A Bari quest'anno si è anche laureato in psicologia dello sport ed è diventato direttore sportivo.
"Il percorso di laurea volevo finirlo prima, per tanti motivi ho finito tardi e chiuso gli studi. Studiare e leggere sono attività che ti tengono il cervello pienamente attivo. Non è stato semplice onestamente, il tempo c'era soprattutto di sera a casa. Se uno vuole nella vita può far tutto. Il corso da ds andava fatto, era una chance troppo importante. Valerio mi ha convinto e poi abbiamo fatto un viaggio in pullman dopo un Bari-Venezia. Siamo partiti alle 23 dopo la partita e siamo arrivati a Coverciano alle 7 di mattina: doccia, esame e in serata eravamo a Bari. Due giorni dopo abbiamo vinto ad Ascoli".

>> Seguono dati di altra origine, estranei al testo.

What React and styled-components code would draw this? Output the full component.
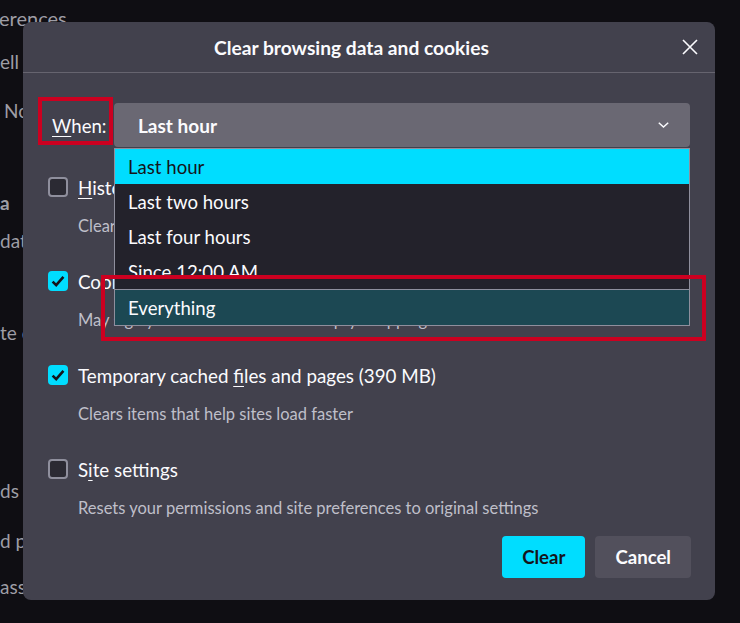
import React from 'react';
import styled, { createGlobalStyle } from 'styled-components';

const GlobalStyle = createGlobalStyle`
  html, body {
    margin: 0;
    padding: 0;
    background: #0f0e13;
  }
  body {
    font-family: Lato, "Open Sans", sans-serif;
  }
`;

const Page = styled.div`
  position: relative;
  width: 740px;
  height: 623px;
  overflow: hidden;
  background: #0f0e13;
`;

/* settings page that sits behind the modal */
const Backdrop = styled.div`
  display: flex;
  flex-direction: column;
  color: #9e9da5;
  white-space: nowrap;
`;

const BgLine = styled.div`
  margin-top: ${(p) => p.$gap}px;
  height: 20px;
  line-height: 20px;
  font-size: ${(p) => (p.$big ? 20 : 19)}px;
  font-weight: ${(p) => (p.$bold ? 700 : 400)};
`;

const Lead = styled.span`
  display: inline-block;
  width: 500px;
  text-align: right;
  margin-left: ${(p) => p.$at - 500}px;
`;

const Dialog = styled.div`
  position: absolute;
  left: 23px;
  top: 22px;
  width: 692px;
  height: 578px;
  box-sizing: border-box;
  display: flex;
  flex-direction: column;
  background: #42414d;
  border-radius: 8px;
  color: #fbfbfe;
`;

const Header = styled.div`
  height: 50px;
  display: flex;
  align-items: center;
  padding-right: 16px;
  border-bottom: 1px solid #66646f;
`;

const Title = styled.h1`
  flex: 1;
  margin: 0;
  text-align: center;
  font-size: 19.2px;
  font-weight: 700;
`;

const CloseButton = styled.button`
  width: 19px;
  height: 19px;
  padding: 0;
  border: none;
  background: none;
  color: #fbfbfe;
  display: flex;
  align-items: center;
  justify-content: center;
`;

const Body = styled.div`
  flex: 1;
  display: flex;
  flex-direction: column;
  padding: 30px 24px 22px 25px;
`;

const WhenRow = styled.div`
  display: flex;
  align-items: flex-start;
  margin-right: 1px;
`;

const Highlight = styled.div`
  border: 4px solid #cc0020;
  box-sizing: border-box;
`;

const WhenLabel = styled(Highlight)`
  width: 75px;
  height: 48px;
  margin: -6px 0 0 -10px;
  padding: 10px 0 0 10px;
  display: flex;
  align-items: center;
  font-size: 18.6px;
  white-space: nowrap;
`;

const Key = styled.span`
  text-decoration: underline;
  text-underline-offset: 3px;
`;

const SelectWrap = styled.div`
  position: relative;
  flex: 1;
  margin-left: 1px;
`;

const SelectButton = styled.div`
  height: 44px;
  display: flex;
  align-items: center;
  justify-content: space-between;
  padding: 0 21px 0 24px;
  background: #6a6873;
  border-radius: 4px;
  font-size: 19px;
  font-weight: 700;
`;

const Menu = styled.ul`
  position: absolute;
  top: 45px;
  left: 0;
  right: 0;
  margin: 0;
  padding: 0;
  list-style: none;
  background: #23222b;
  border: 1px solid #8f8f9d;
  z-index: 2;
`;

const MenuItem = styled.li`
  height: 35px;
  display: flex;
  align-items: center;
  padding-left: 13px;
  font-size: 18.6px;
  background: ${(p) => (p.$active ? '#00ddff' : p.$hover ? '#1c4853' : 'transparent')};
  color: ${(p) => (p.$active ? '#15141a' : '#fbfbfe')};
  overflow: hidden;
`;

const MenuSeparator = styled.li`
  height: 1px;
  background: #8f8f9d;
`;

const MenuHighlight = styled(Highlight)`
  position: absolute;
  left: -14px;
  top: 126px;
  width: 605px;
  height: 66px;
  pointer-events: none;
`;

const Options = styled.div`
  display: flex;
  flex-direction: column;
  gap: 33px;
  margin-top: 28px;
`;

const OptionRow = styled.label`
  height: 24px;
  display: flex;
  align-items: center;
  gap: 10px;
  font-size: 18.8px;
  white-space: nowrap;
`;

const Box = styled.span`
  width: 20px;
  height: 20px;
  box-sizing: border-box;
  border-radius: 4px;
  display: flex;
  align-items: center;
  justify-content: center;
  background: ${(p) => (p.$checked ? '#00ddff' : '#2b2a33')};
  border: ${(p) => (p.$checked ? 'none' : '2px solid #8f8f9d')};
`;

const Description = styled.div`
  margin-top: 17px;
  padding-left: 30px;
  line-height: 20px;
  font-size: 16.5px;
  color: #bfbfc9;
  white-space: nowrap;
`;

const Footer = styled.div`
  margin-top: auto;
  display: flex;
  justify-content: flex-end;
  gap: 10px;
`;

const Button = styled.button`
  height: 42px;
  padding: 0 20px;
  border: none;
  border-radius: 4px;
  font-family: inherit;
  font-size: 18.6px;
  font-weight: 700;
  background: ${(p) => (p.$primary ? '#00ddff' : '#52505c')};
  color: ${(p) => (p.$primary ? '#15141a' : '#fbfbfe')};
`;

const CloseIcon = () => (
  <svg width="16" height="16" viewBox="0 0 16 16">
    <path d="M1 1 L15 15 M15 1 L1 15" stroke="currentColor" strokeWidth="1.6" fill="none" />
  </svg>
);

const Chevron = () => (
  <svg width="11" height="6" viewBox="0 0 11 6">
    <path d="M0.8 0.8 L5.5 5 L10.2 0.8" stroke="#fbfbfe" strokeWidth="1.5" fill="none" />
  </svg>
);

const Check = () => (
  <svg width="20" height="20" viewBox="0 0 20 20">
    <path d="M4.6 10.6 L8.2 14.2 L15.4 5.8" stroke="#15141a" strokeWidth="2.6" fill="none" />
  </svg>
);

const ranges = ['Last hour', 'Last two hours', 'Last four hours', 'Since 12:00 AM'];

const options = [
  {
    label: (
      <>
        <Key>H</Key>istory
      </>
    ),
    desc: 'Clears sites and downloads',
    checked: false,
  },
  {
    label: <>Cookies and site data (1.2 GB)</>,
    desc: 'May sign you out of websites or empty shopping carts',
    checked: true,
  },
  {
    label: (
      <>
        Temporary cached <Key>f</Key>iles and pages (390 MB)
      </>
    ),
    desc: 'Clears items that help sites load faster',
    checked: true,
  },
  {
    label: (
      <>
        S<Key>i</Key>te settings
      </>
    ),
    desc: 'Resets your permissions and site preferences to original settings',
    checked: false,
  },
];

export default function App() {
  return (
    <Page>
      <GlobalStyle />
      <Backdrop>
        <BgLine $gap={8} $big>
          <Lead $at={-1}>Website Privacy Pref</Lead>erences
        </BgLine>
        <BgLine $gap={24}>
          <Lead $at={0}>Tell websites not to s</Lead>ell or share my data
        </BgLine>
        <BgLine $gap={29}>
          <Lead $at={4} />
          Notifications from websites
        </BgLine>
        <BgLine $gap={72} $bold>
          <Lead $at={0}>Cookies and Site Dat</Lead>a
        </BgLine>
        <BgLine $gap={18}>
          <Lead $at={0}>Your stored cookies, site </Lead>data, and cache are currently using
        </BgLine>
        <BgLine $gap={72}>
          <Lead $at={0}>Dele</Lead>te cookies and site data when Firefox is closed
        </BgLine>
        <BgLine $gap={138}>
          <Lead $at={0}>Ask to save passwor</Lead>ds
        </BgLine>
        <BgLine $gap={30}>
          <Lead $at={0}>Fill usernames an</Lead>d passwords automatically
        </BgLine>
        <BgLine $gap={26}>
          <Lead $at={0}>Suggest strong p</Lead>asswords
        </BgLine>
      </Backdrop>

      <Dialog>
        <Header>
          <Title>Clear browsing data and cookies</Title>
          <CloseButton aria-label="Close">
            <CloseIcon />
          </CloseButton>
        </Header>
        <Body>
          <WhenRow>
            <WhenLabel>
              <Key>W</Key>hen:
            </WhenLabel>
            <SelectWrap>
              <SelectButton>
                Last hour
                <Chevron />
              </SelectButton>
              <Menu>
                {ranges.map((r, i) => (
                  <MenuItem key={r} $active={i === 0}>
                    {r}
                  </MenuItem>
                ))}
                <MenuSeparator />
                <MenuItem $hover>Everything</MenuItem>
                <MenuHighlight />
              </Menu>
            </SelectWrap>
          </WhenRow>

          <Options>
            {options.map((o, i) => (
              <div key={i}>
                <OptionRow>
                  <Box $checked={o.checked}>{o.checked && <Check />}</Box>
                  <span>{o.label}</span>
                </OptionRow>
                <Description>{o.desc}</Description>
              </div>
            ))}
          </Options>

          <Footer>
            <Button $primary>Clear</Button>
            <Button>Cancel</Button>
          </Footer>
        </Body>
      </Dialog>
    </Page>
  );
}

E ora che succede? Vuole arrivare in campo a 40 anni?
"Sì, la speranza è quella ma vediamo che segnali mi daranno testa e gambe. Valuterò di anno in anno".
Curiosità: il 19 il Bari affronterà in amichevole l'Asd Roccavivara, club di prima categoria molisana di cui lei è presidente onorario e suo padre Domenico è presidente.
"Sarà una sensazione particolare, ne parlavo con qualcuno di famiglia l'altro giorno. Non poterla giocare farà strano ma sono contento che il Bari abbia proseguito la tradizione e che la squadra del mio paese giochi contro il Bari. Resto un grande tifoso di questa squadra".
“Non piangere perché è finita ,sorridi perché è successo". Per salutare Bari sui social ha scelto Garcia Marquez. Lei però suona benissimo il piano. Che colonna sonora userebbe per questi quattro anni?
"Io direi senz'altro Un'avventura di Lucio Battisti che ho cantato in ritiro nel 2019, al momento del mio arrivo in squadra. Direi che è perfetta. In effetti, direi, e che avventura".